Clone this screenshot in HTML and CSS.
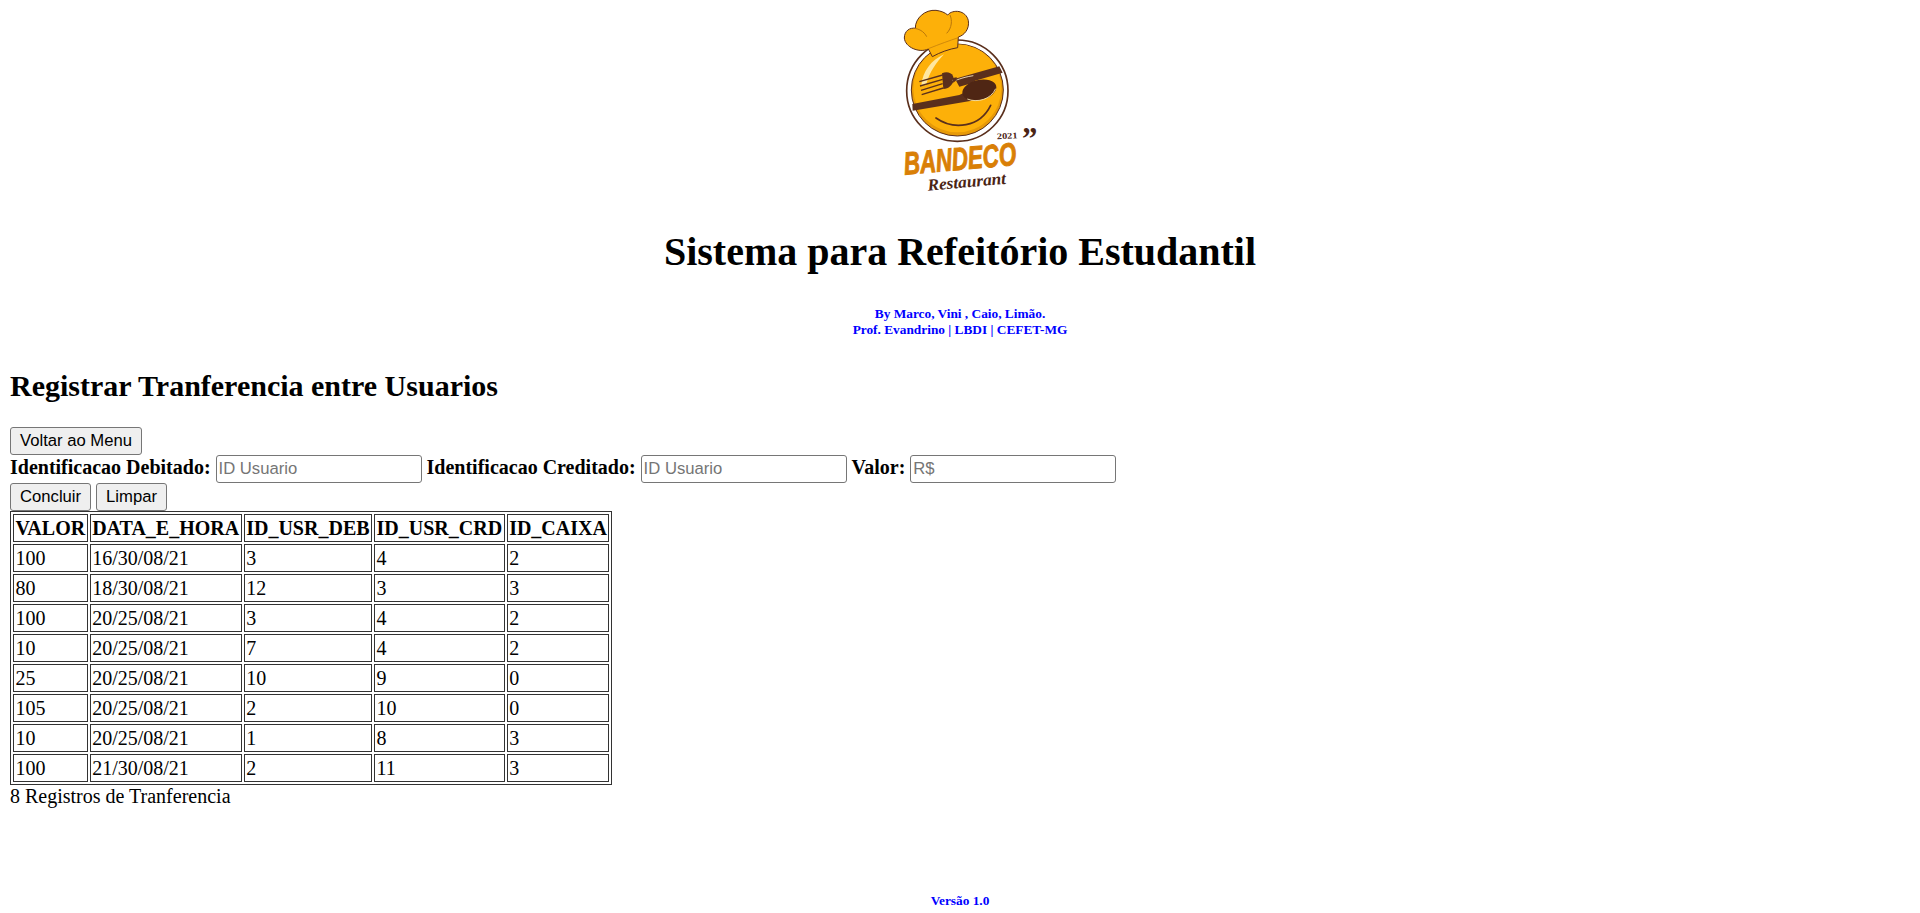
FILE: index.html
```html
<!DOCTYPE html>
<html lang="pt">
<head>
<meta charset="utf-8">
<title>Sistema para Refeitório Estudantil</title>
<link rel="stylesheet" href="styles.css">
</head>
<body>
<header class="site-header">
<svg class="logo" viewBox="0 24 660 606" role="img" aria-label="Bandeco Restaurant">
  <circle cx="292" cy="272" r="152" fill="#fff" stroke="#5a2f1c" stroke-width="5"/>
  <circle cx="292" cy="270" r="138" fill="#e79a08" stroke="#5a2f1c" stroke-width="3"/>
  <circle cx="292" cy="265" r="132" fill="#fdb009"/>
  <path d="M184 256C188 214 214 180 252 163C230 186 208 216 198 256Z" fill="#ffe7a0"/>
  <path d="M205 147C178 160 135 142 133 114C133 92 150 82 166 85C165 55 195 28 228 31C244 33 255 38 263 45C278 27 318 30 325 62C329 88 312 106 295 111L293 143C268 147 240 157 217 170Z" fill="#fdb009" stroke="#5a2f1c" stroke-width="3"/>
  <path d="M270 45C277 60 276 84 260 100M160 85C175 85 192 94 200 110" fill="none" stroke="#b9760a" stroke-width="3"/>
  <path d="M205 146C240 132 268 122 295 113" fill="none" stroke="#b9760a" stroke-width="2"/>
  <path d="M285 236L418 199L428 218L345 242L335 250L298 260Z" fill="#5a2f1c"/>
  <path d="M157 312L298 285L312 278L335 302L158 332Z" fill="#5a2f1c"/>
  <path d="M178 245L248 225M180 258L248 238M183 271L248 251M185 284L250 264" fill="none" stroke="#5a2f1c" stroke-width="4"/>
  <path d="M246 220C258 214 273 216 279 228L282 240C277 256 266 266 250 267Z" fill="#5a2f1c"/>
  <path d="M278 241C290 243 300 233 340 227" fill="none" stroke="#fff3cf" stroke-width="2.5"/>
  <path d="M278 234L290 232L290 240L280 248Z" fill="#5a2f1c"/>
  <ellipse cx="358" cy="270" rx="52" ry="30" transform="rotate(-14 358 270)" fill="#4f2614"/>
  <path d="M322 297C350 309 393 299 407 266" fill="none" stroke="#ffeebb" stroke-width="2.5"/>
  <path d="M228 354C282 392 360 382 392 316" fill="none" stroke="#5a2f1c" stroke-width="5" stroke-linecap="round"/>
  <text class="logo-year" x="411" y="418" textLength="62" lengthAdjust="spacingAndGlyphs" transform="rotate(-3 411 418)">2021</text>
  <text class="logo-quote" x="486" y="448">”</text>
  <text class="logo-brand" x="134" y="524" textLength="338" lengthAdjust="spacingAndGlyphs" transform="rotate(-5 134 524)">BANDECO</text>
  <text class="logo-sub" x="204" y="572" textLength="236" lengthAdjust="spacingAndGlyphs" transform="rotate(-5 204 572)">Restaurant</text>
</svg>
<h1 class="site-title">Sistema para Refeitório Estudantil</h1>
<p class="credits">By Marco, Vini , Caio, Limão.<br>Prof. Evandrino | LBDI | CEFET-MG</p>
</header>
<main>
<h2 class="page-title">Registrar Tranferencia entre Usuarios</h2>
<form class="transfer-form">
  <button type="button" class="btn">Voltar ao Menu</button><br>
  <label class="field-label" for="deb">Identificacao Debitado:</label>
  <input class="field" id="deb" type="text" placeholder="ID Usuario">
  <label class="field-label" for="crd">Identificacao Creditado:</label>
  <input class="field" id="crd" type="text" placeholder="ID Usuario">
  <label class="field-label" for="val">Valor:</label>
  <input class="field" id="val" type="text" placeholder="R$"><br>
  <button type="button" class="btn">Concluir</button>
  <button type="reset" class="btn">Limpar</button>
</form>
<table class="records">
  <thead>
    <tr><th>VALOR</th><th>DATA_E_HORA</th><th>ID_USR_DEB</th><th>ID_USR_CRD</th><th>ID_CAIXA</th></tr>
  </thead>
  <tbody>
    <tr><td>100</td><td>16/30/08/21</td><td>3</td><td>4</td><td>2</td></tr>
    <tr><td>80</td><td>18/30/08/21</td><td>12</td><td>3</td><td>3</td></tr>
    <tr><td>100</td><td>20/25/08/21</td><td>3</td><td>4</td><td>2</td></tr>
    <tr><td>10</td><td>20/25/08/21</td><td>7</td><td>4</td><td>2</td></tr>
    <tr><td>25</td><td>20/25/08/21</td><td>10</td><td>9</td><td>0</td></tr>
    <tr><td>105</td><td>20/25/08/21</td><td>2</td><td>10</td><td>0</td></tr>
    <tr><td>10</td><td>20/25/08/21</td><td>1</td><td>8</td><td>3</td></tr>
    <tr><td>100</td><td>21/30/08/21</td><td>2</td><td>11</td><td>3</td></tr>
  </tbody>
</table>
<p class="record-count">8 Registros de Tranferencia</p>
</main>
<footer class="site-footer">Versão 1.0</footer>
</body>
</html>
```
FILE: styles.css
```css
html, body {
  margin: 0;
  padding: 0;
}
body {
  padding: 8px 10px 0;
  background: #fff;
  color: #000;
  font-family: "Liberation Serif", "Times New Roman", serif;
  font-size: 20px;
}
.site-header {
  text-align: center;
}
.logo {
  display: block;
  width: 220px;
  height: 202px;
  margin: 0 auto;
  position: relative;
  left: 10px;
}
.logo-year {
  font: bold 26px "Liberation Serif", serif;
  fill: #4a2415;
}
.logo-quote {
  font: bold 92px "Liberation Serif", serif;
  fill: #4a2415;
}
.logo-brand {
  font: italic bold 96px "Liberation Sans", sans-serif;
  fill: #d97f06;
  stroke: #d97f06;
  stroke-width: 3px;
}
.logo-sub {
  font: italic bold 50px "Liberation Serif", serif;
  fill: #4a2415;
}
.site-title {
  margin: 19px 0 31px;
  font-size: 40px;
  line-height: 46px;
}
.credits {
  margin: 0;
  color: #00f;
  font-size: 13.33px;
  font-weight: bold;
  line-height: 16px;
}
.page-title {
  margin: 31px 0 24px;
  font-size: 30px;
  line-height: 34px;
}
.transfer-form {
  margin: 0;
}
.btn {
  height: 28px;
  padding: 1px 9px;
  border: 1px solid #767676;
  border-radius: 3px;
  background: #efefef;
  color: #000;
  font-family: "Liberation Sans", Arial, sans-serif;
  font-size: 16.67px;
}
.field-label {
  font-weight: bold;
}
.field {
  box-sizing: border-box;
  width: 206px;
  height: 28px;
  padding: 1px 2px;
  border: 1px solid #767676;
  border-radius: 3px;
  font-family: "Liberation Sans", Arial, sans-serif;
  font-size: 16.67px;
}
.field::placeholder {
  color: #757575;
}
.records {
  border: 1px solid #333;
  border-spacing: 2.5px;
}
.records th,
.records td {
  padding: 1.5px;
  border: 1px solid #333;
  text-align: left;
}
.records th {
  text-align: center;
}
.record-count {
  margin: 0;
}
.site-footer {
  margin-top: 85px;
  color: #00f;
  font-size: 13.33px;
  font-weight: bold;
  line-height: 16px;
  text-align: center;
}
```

***

> [SHORT TASK]
Write out the listing above again, exactly, but with no pictures in the copy.

> [RESULT OF THIS EXERCISE]
Clone this screenshot in HTML and CSS.
FILE: index.html
```html
<!DOCTYPE html>
<html lang="pt">
<head>
<meta charset="utf-8">
<title>Sistema para Refeitório Estudantil</title>
<link rel="stylesheet" href="styles.css">
</head>
<body>
<header class="site-header">
<svg class="logo" viewBox="0 24 660 606" role="img" aria-label="Bandeco Restaurant">
  <circle cx="292" cy="272" r="152" fill="#fff" stroke="#5a2f1c" stroke-width="5"/>
  <circle cx="292" cy="270" r="138" fill="#e79a08" stroke="#5a2f1c" stroke-width="3"/>
  <circle cx="292" cy="265" r="132" fill="#fdb009"/>
  <path d="M184 256C188 214 214 180 252 163C230 186 208 216 198 256Z" fill="#ffe7a0"/>
  <path d="M205 147C178 160 135 142 133 114C133 92 150 82 166 85C165 55 195 28 228 31C244 33 255 38 263 45C278 27 318 30 325 62C329 88 312 106 295 111L293 143C268 147 240 157 217 170Z" fill="#fdb009" stroke="#5a2f1c" stroke-width="3"/>
  <path d="M270 45C277 60 276 84 260 100M160 85C175 85 192 94 200 110" fill="none" stroke="#b9760a" stroke-width="3"/>
  <path d="M205 146C240 132 268 122 295 113" fill="none" stroke="#b9760a" stroke-width="2"/>
  <path d="M285 236L418 199L428 218L345 242L335 250L298 260Z" fill="#5a2f1c"/>
  <path d="M157 312L298 285L312 278L335 302L158 332Z" fill="#5a2f1c"/>
  <path d="M178 245L248 225M180 258L248 238M183 271L248 251M185 284L250 264" fill="none" stroke="#5a2f1c" stroke-width="4"/>
  <path d="M246 220C258 214 273 216 279 228L282 240C277 256 266 266 250 267Z" fill="#5a2f1c"/>
  <path d="M278 241C290 243 300 233 340 227" fill="none" stroke="#fff3cf" stroke-width="2.5"/>
  <path d="M278 234L290 232L290 240L280 248Z" fill="#5a2f1c"/>
  <ellipse cx="358" cy="270" rx="52" ry="30" transform="rotate(-14 358 270)" fill="#4f2614"/>
  <path d="M322 297C350 309 393 299 407 266" fill="none" stroke="#ffeebb" stroke-width="2.5"/>
  <path d="M228 354C282 392 360 382 392 316" fill="none" stroke="#5a2f1c" stroke-width="5" stroke-linecap="round"/>
  <text class="logo-year" x="411" y="418" textLength="62" lengthAdjust="spacingAndGlyphs" transform="rotate(-3 411 418)">2021</text>
  <text class="logo-quote" x="486" y="448">”</text>
  <text class="logo-brand" x="134" y="524" textLength="338" lengthAdjust="spacingAndGlyphs" transform="rotate(-5 134 524)">BANDECO</text>
  <text class="logo-sub" x="204" y="572" textLength="236" lengthAdjust="spacingAndGlyphs" transform="rotate(-5 204 572)">Restaurant</text>
</svg>
<h1 class="site-title">Sistema para Refeitório Estudantil</h1>
<p class="credits">By Marco, Vini , Caio, Limão.<br>Prof. Evandrino | LBDI | CEFET-MG</p>
</header>
<main>
<h2 class="page-title">Registrar Tranferencia entre Usuarios</h2>
<form class="transfer-form">
  <button type="button" class="btn">Voltar ao Menu</button><br>
  <label class="field-label" for="deb">Identificacao Debitado:</label>
  <input class="field" id="deb" type="text" placeholder="ID Usuario">
  <label class="field-label" for="crd">Identificacao Creditado:</label>
  <input class="field" id="crd" type="text" placeholder="ID Usuario">
  <label class="field-label" for="val">Valor:</label>
  <input class="field" id="val" type="text" placeholder="R$"><br>
  <button type="button" class="btn">Concluir</button>
  <button type="reset" class="btn">Limpar</button>
</form>
<table class="records">
  <thead>
    <tr><th>VALOR</th><th>DATA_E_HORA</th><th>ID_USR_DEB</th><th>ID_USR_CRD</th><th>ID_CAIXA</th></tr>
  </thead>
  <tbody>
    <tr><td>100</td><td>16/30/08/21</td><td>3</td><td>4</td><td>2</td></tr>
    <tr><td>80</td><td>18/30/08/21</td><td>12</td><td>3</td><td>3</td></tr>
    <tr><td>100</td><td>20/25/08/21</td><td>3</td><td>4</td><td>2</td></tr>
    <tr><td>10</td><td>20/25/08/21</td><td>7</td><td>4</td><td>2</td></tr>
    <tr><td>25</td><td>20/25/08/21</td><td>10</td><td>9</td><td>0</td></tr>
    <tr><td>105</td><td>20/25/08/21</td><td>2</td><td>10</td><td>0</td></tr>
    <tr><td>10</td><td>20/25/08/21</td><td>1</td><td>8</td><td>3</td></tr>
    <tr><td>100</td><td>21/30/08/21</td><td>2</td><td>11</td><td>3</td></tr>
  </tbody>
</table>
<p class="record-count">8 Registros de Tranferencia</p>
</main>
<footer class="site-footer">Versão 1.0</footer>
</body>
</html>
```
FILE: styles.css
```css
html, body {
  margin: 0;
  padding: 0;
}
body {
  padding: 8px 10px 0;
  background: #fff;
  color: #000;
  font-family: "Liberation Serif", "Times New Roman", serif;
  font-size: 20px;
}
.site-header {
  text-align: center;
}
.logo {
  display: block;
  width: 220px;
  height: 202px;
  margin: 0 auto;
  position: relative;
  left: 10px;
}
.logo-year {
  font: bold 26px "Liberation Serif", serif;
  fill: #4a2415;
}
.logo-quote {
  font: bold 92px "Liberation Serif", serif;
  fill: #4a2415;
}
.logo-brand {
  font: italic bold 96px "Liberation Sans", sans-serif;
  fill: #d97f06;
  stroke: #d97f06;
  stroke-width: 3px;
}
.logo-sub {
  font: italic bold 50px "Liberation Serif", serif;
  fill: #4a2415;
}
.site-title {
  margin: 19px 0 31px;
  font-size: 40px;
  line-height: 46px;
}
.credits {
  margin: 0;
  color: #00f;
  font-size: 13.33px;
  font-weight: bold;
  line-height: 16px;
}
.page-title {
  margin: 31px 0 24px;
  font-size: 30px;
  line-height: 34px;
}
.transfer-form {
  margin: 0;
}
.btn {
  height: 28px;
  padding: 1px 9px;
  border: 1px solid #767676;
  border-radius: 3px;
  background: #efefef;
  color: #000;
  font-family: "Liberation Sans", Arial, sans-serif;
  font-size: 16.67px;
}
.field-label {
  font-weight: bold;
}
.field {
  box-sizing: border-box;
  width: 206px;
  height: 28px;
  padding: 1px 2px;
  border: 1px solid #767676;
  border-radius: 3px;
  font-family: "Liberation Sans", Arial, sans-serif;
  font-size: 16.67px;
}
.field::placeholder {
  color: #757575;
}
.records {
  border: 1px solid #333;
  border-spacing: 2.5px;
}
.records th,
.records td {
  padding: 1.5px;
  border: 1px solid #333;
  text-align: left;
}
.records th {
  text-align: center;
}
.record-count {
  margin: 0;
}
.site-footer {
  margin-top: 85px;
  color: #00f;
  font-size: 13.33px;
  font-weight: bold;
  line-height: 16px;
  text-align: center;
}
```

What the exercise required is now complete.